How to use this calculator effectively
This calculator is ideal for fast scenario analysis. You can model how changes in EBIT, tax rate, capital employed, or hurdle rate affect economic profit. For example, try holding EBIT constant while increasing the capital charge rate from 8% to 11%. You will immediately see how sensitive value creation is to financing conditions. Alternatively, hold the charge rate steady and reduce capital employed to estimate the benefit of working capital improvements or asset disposals.
For the most decision-useful result, align the period of the profit figure with the period of the capital charge rate. If you use annual operating profit, use an annual capital charge rate. If you are assessing a quarterly business review, convert both figures consistently so that you are comparing like with like.
Authoritative references for tax and capital market benchmarks
- Internal Revenue Service (IRS) for U.S. corporate tax guidance and official tax resources.

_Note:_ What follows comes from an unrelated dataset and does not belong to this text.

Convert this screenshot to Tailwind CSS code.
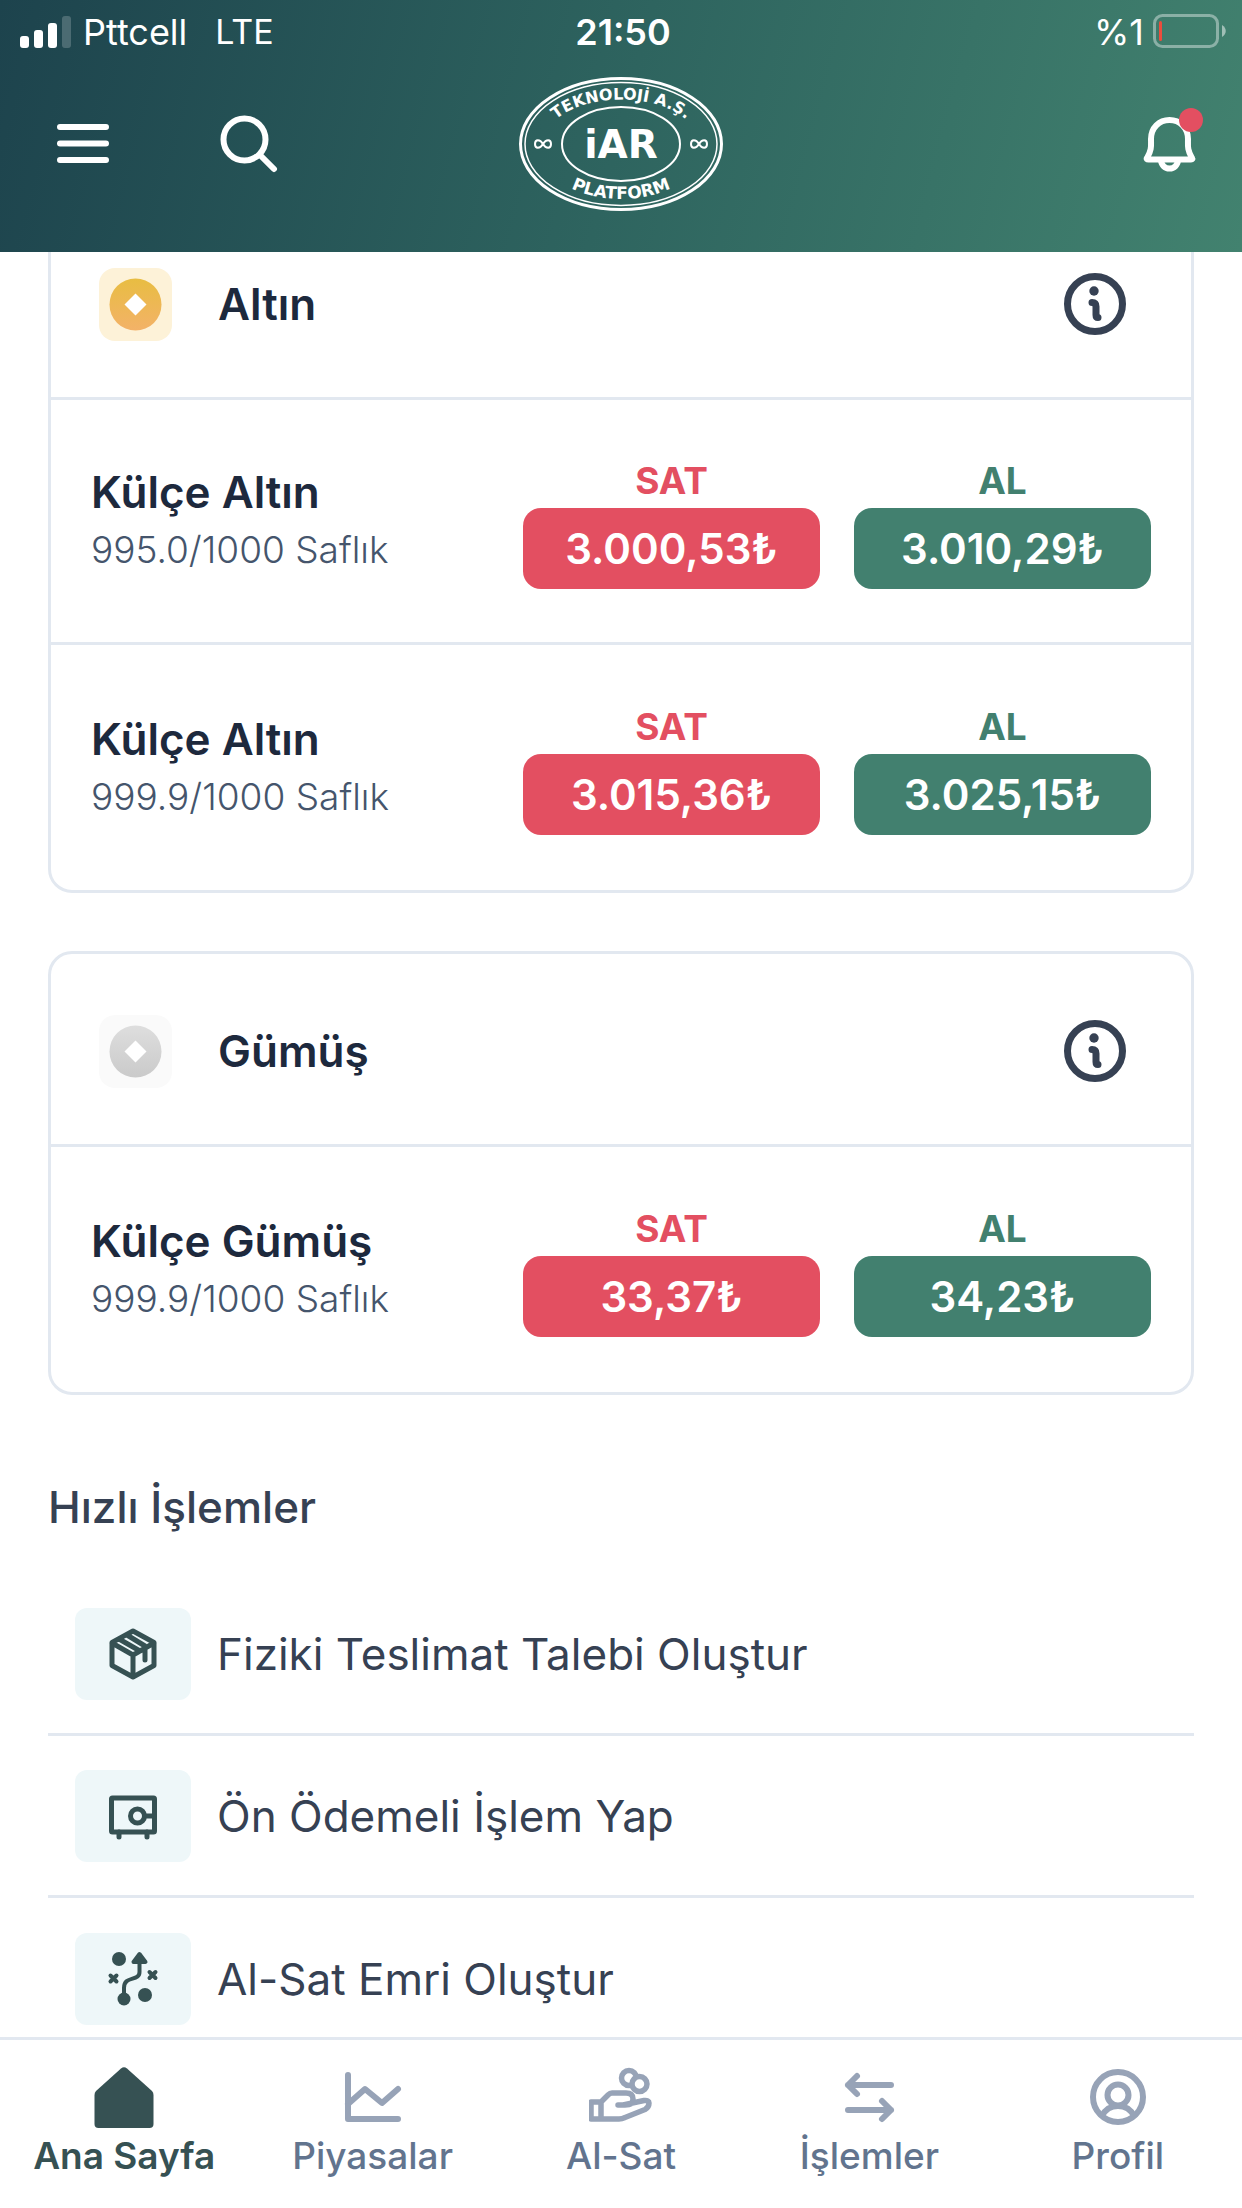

- Federal Reserve for benchmark interest rates and monetary policy context that influence capital costs.
- Federal Reserve Economic Data (FRED) for Treasury yields, policy rates, and financial market series used in hurdle-rate analysis.
Final takeaway
Profit after capital charge calculation is one of the strongest tools for separating accounting success from real value creation. It forces decision-makers to recognize that capital has a cost and that profitable growth is not enough if returns do not exceed that cost. When used consistently, this metric sharpens capital allocation, improves operating discipline, and provides a more investor-aligned view of performance.
Whether you are analyzing a business unit, acquisition target, manufacturing plant, or strategic investment, the question remains the same: after tax and after charging for the capital employed, did the business actually create value? If the answer is yes, you have economic profit. If the answer is no, the numbers may still look acceptable in accounting terms, but the capital is likely better used elsewhere.